What's needed to solve this problem?
It is really important to remember that companies need to be able to manage all of the computing resources in use. The tool must be easy to use and present information in a useful fashion.The solution must be able to see and track all of the resources regardless of:
- Where the resource is located
- What type of resource it is (system, memory, storage, network, etc.)
- Whether it is physical, virtual or cloud-based
- Regardless of the operating system or application being used
The tool must be able to take the next step and take the usage information and estimate, in real time, the costs the company is incurring. It must be able to warn administrators when the costs are approaching important thresholds.
“No surprises” has to be built into the design of the perfect solution.
Lots of noise in the environment
Finding this perfect tool is increasingly challenging. There is an amazing amount of “noise” in the environment. Many suppliers of configuration and performance management tools have jumped into the market. Sometimes, all they have done is put new lipstick on an older tool.
Some suppliers have taken an older management framework and have just added a module or two that allows data gathering from virtual and, perhaps, cloud environments. They then make broad claims that they are offering the perfect tool. It is often not at all clear if the tool works in real time or estimates resource utilization and end user cost.
Other suppliers have developed tools that only focus on virtual environments or cloud environments and seem to have forgotten that companies are using a broad mix of technologies to solve their business problems.

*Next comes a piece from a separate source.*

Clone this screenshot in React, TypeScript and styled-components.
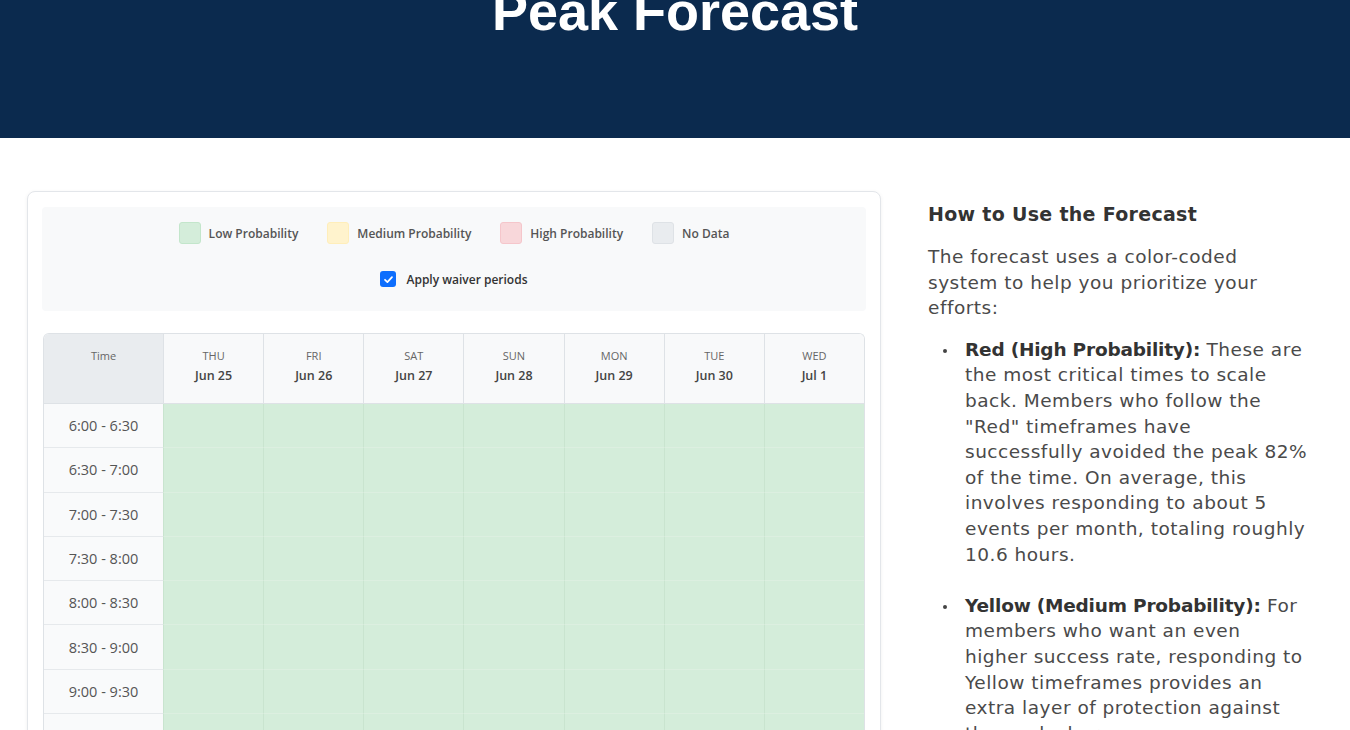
import styled, { createGlobalStyle } from "styled-components";

const GlobalStyle = createGlobalStyle`
  html, body {
    margin: 0;
    padding: 0;
    overflow: hidden;
    background: #ffffff;
  }
  * {
    box-sizing: border-box;
  }
`;

const days = [
  { name: "THU", date: "Jun 25" },
  { name: "FRI", date: "Jun 26" },
  { name: "SAT", date: "Jun 27" },
  { name: "SUN", date: "Jun 28" },
  { name: "MON", date: "Jun 29" },
  { name: "TUE", date: "Jun 30" },
  { name: "WED", date: "Jul 1" },
];

const slots = [
  "6:00 - 6:30",
  "6:30 - 7:00",
  "7:00 - 7:30",
  "7:30 - 8:00",
  "8:00 - 8:30",
  "8:30 - 9:00",
  "9:00 - 9:30",
  "9:30 - 10:00",
  "10:00 - 10:30",
];

const legend = [
  { label: "Low Probability", color: "#d4edda", border: "#c3e6cb" },
  { label: "Medium Probability", color: "#fff3cd", border: "#ffeeba" },
  { label: "High Probability", color: "#f8d7da", border: "#f5c6cb" },
  { label: "No Data", color: "#e9ecef", border: "#dee2e6" },
];

const Header = styled.header`
  height: 138px;
  background: #0b2a4e;
  display: flex;
  justify-content: center;
  overflow: hidden;
`;

const Title = styled.h1`
  margin: -20px 0 0;
  font-family: "Liberation Sans", Arial, sans-serif;
  font-weight: 700;
  font-size: 54px;
  line-height: 62px;
  color: #ffffff;
`;

const Main = styled.main`
  display: grid;
  grid-template-columns: 854px 1fr;
  column-gap: 47px;
  padding: 53px 27px 0;
`;

const Card = styled.section`
  border: 1px solid #e3e6ea;
  border-radius: 8px;
  background: #ffffff;
  box-shadow: 0 1px 4px rgba(0, 0, 0, 0.06);
  padding: 15px 14px 0;
  font-family: "Open Sans", sans-serif;
`;

const LegendBox = styled.div`
  background: #f8f9fa;
  border-radius: 4px;
  padding: 15px 0 24px;
  display: flex;
  flex-direction: column;
  align-items: center;
  gap: 27px;
`;

const LegendRow = styled.div`
  display: flex;
  align-items: center;
  gap: 29px;
`;

const LegendItem = styled.div`
  display: flex;
  align-items: center;
  gap: 8px;
  font-size: 12px;
  font-weight: 600;
  color: #555;
`;

const Swatch = styled.span<{ $color: string; $border: string }>`
  width: 22px;
  height: 22px;
  border-radius: 3px;
  background: ${(p) => p.$color};
  border: 1px solid ${(p) => p.$border};
`;

const CheckRow = styled.label`
  display: flex;
  align-items: center;
  gap: 10px;
  height: 16px;
  font-size: 12px;
  font-weight: 600;
  color: #333;
`;

const CheckBox = styled.span`
  width: 16px;
  height: 16px;
  border-radius: 3px;
  background: #0d6efd;
  display: flex;
  align-items: center;
  justify-content: center;
`;

const TableWrap = styled.div`
  margin: 22px 1px 0;
  border: 1px solid #dee2e6;
  border-bottom: none;
  border-radius: 6px 6px 0 0;
  overflow: hidden;
`;

const Grid = styled.div`
  display: grid;
  grid-template-columns: 119px repeat(7, 1fr);
`;

const HeadCell = styled.div<{ $time?: boolean }>`
  height: 70px;
  padding-top: 14px;
  background: ${(p) => (p.$time ? "#e9ecef" : "#f8f9fa")};
  border-left: ${(p) => (p.$time ? "none" : "1px solid #dee2e6")};
  border-bottom: 1px solid #dee2e6;
  display: flex;
  flex-direction: column;
  align-items: center;
  gap: 4px;
  color: #666;
  font-size: 11px;
`;

const DayDate = styled.span`
  font-size: 12.5px;
  font-weight: 600;
  color: #444;
`;

const TimeCell = styled.div`
  height: 44.3px;
  background: #f9fafb;
  border-bottom: 1px solid #e6e9ec;
  display: flex;
  align-items: center;
  justify-content: center;
  font-size: 14.5px;
  color: #555;
`;

const Slot = styled.div<{ $color: string }>`
  height: 44.3px;
  background: ${(p) => p.$color};
  border-left: 1px solid #c9e4cf;
  border-bottom: 1px solid #dcefe0;
`;

const Side = styled.aside`
  padding-top: 9px;
  padding-right: 15px;
  font-family: "DejaVu Sans", sans-serif;
  color: #4a4a4a;
  font-size: 18.5px;
  letter-spacing: 0.5px;
  line-height: 25.6px;
`;

const SideTitle = styled.h2`
  margin: 0 0 16px;
  font-size: 19px;
  font-weight: 700;
  letter-spacing: 0.3px;
  color: #333;
  line-height: 28px;
`;

const Para = styled.p`
  margin: 0 0 16px;
`;

const List = styled.ul`
  margin: 0;
  padding-left: 37px;
  list-style: none;
`;

const Item = styled.li`
  position: relative;
  margin-bottom: 25.6px;
  &::before {
    content: "";
    position: absolute;
    left: -22px;
    top: 12px;
    width: 4px;
    height: 4px;
    border-radius: 50%;
    background: #444;
  }
  & strong {
    color: #333;
    font-weight: 700;
    letter-spacing: -0.2px;
  }
`;

export default function App() {
  return (
    <>
      <GlobalStyle />
      <Header>
        <Title>Peak Forecast</Title>
      </Header>
      <Main>
        <Card>
          <LegendBox>
            <LegendRow>
              {legend.map((l) => (
                <LegendItem key={l.label}>
                  <Swatch $color={l.color} $border={l.border} />
                  {l.label}
                </LegendItem>
              ))}
            </LegendRow>
            <CheckRow>
              <CheckBox>
                <svg width="11" height="11" viewBox="0 0 12 12">
                  <path
                    d="M2.2 6.3 4.8 8.8 9.8 3.4"
                    fill="none"
                    stroke="#fff"
                    strokeWidth="1.9"
                    strokeLinecap="round"
                    strokeLinejoin="round"
                  />
                </svg>
              </CheckBox>
              Apply waiver periods
            </CheckRow>
          </LegendBox>
          <TableWrap>
            <Grid>
              <HeadCell $time>Time</HeadCell>
              {days.map((d) => (
                <HeadCell key={d.name}>
                  {d.name}
                  <DayDate>{d.date}</DayDate>
                </HeadCell>
              ))}
              {slots.map((s) => (
                <>
                  <TimeCell key={s}>{s}</TimeCell>
                  {days.map((d) => (
                    <Slot key={s + d.name} $color="#d4edda" />
                  ))}
                </>
              ))}
            </Grid>
          </TableWrap>
        </Card>
        <Side>
          <SideTitle>How to Use the Forecast</SideTitle>
          <Para>
            The forecast uses a color-coded system to help you prioritize your
            efforts:
          </Para>
          <List>
            <Item>
              <strong>Red (High Probability):</strong> These are the most
              critical times to scale back. Members who follow the "Red"
              timeframes have successfully avoided the peak 82% of the time. On
              average, this involves responding to about 5 events per month,
              totaling roughly 10.6 hours.
            </Item>
            <Item>
              <strong>Yellow (Medium Probability):</strong> For members who want
              an even higher success rate, responding to Yellow timeframes
              provides an extra layer of protection against the peak charge.
            </Item>
          </List>
        </Side>
      </Main>
    </>
  );
}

Still other suppliers have developed tools that only work in a single data center or for applications running in a single operating environment. These suppliers seem not to understand that today’s data center looks like a computer museum – applications are in use today that were developed in the 1960s, 1970s, 1980s, 1990s and, yes, even built recently.
Although companies need a comprehensive tool that can provide a clear view of the whole forest, these suppliers only offer a machete and a paper map. They tell their customers “you have all the tools you need to make a survey of your entire environment."
Things to Consider
Here are a few things that decision-makers must consider while seeking a comprehensive solution:
- It is important that tools understand today’s complex environment and work fast enough to deal with an ever-changing computing environment.
- Is the product new or is it really a few tweaks made so that the supplier can make broad claims without really dealing with today’s issues?
- Can the supplier offer real customer references? Do these customers agree that the product is the best thing since sliced bread?
- Is support available worldwide?
- Does the product have the ability to assess the real impact of a single specific service?
- Can it manage events and resources in real time?
- Does it offer sophisticated analytics to make nearly invisible problems visible?
- Does it support physical, virtual and cloud resources?
If the answer to these questions is “no,” then it would be wise to continue looking for that ideal solution.